For instance, without respecting copyright, Steemit might not scale. If someone posted all the Kayne West music videos and made millions from them and the RIAA came down hard, that might create the competitive edge needed for another blockchain-based social media platform to take it’s place—one that does a better job of respecting copyright.
But if rights can be respected and Steemit scales from 100k users to 1M, 10M, or 100M the campaign for protecting content rights will be drowned out by the masses who are not privy to this conversation. At some point, enforcing copyright on a blockchain of scale would break the will of anyone who tries. In effect, creating a system full of copyright infringement. And in so campaigning for rights they will create the very system they are trying to put an end to.
But there are two sides to this debate.
Because Steemit distributes its own ownership, it has the ability to rock the business models of every creative endeavor to it’s core. It eliminates the need of artists to seek protection from a third party. Be it publishing (why do I need a publisher?) or music (why do I need a label?) or film (why do I need a distributor?).
"Stop! This is the Empire of the Dead"
As for modern music, originally, there was the centralized record label. The artist needed the label for branding, marketing, funding, accounting, and a variety of other resources, for which they sacrificed ownership of content. In the wake of the mp3 revolution, there was crowd funding or YouTube Partnerships. If the artist could prove themselves by taking control of their brand, distribution, and marketing sufficiently, garnering enough views, eventually they would become Partners, and YouTube would fund them according to viewership so they could continue the project. They maintained ownership but it was a mutually beneficial relationship where the artist was beholden to YouTube.
Steemit is a platform which has figured out how to completely decentralize crowdsourcing—replacing YouTube like YouTube replaced a traditional record label. On Steemit, an artist can keep ownership, branding, funding, and accounting indefinitely. And, according to how much the community appreciates it, can get paid from the very first day as well. Why would they ever rely on a trusted third party again?
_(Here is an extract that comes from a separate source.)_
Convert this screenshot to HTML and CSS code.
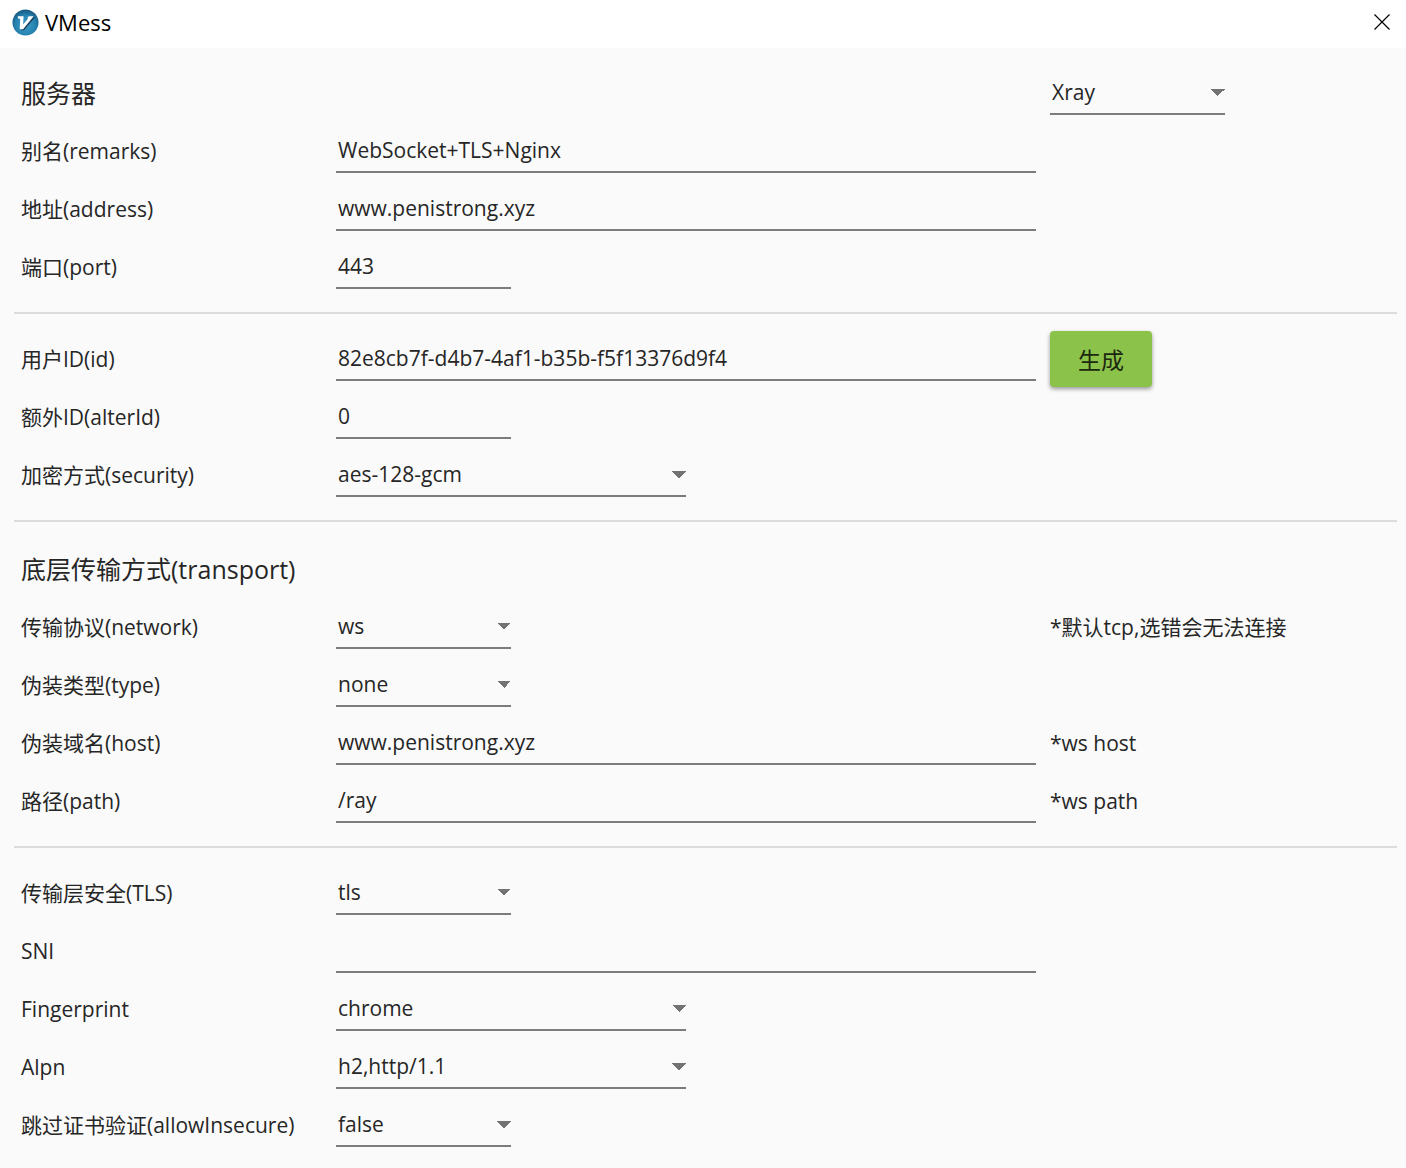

This tangent is important to take note of for the current debate on usage, not for the user who wants to share other peoples content, but for the people who created content outside of Steemit, and might not see their rightful share of revenue. If present adoption trends continue at Steemit, and Steemit becomes an internationally famous online brand like Facebook or Reddit, any company or individual who sues Steemit, or a user of Steemit, for copyright infringement while knowing that they could have posted on Steemit themselves and made the money outright, will in effect be attempting to shut down the very thing they are claiming to protect—the rights of the Artist to his or her own work.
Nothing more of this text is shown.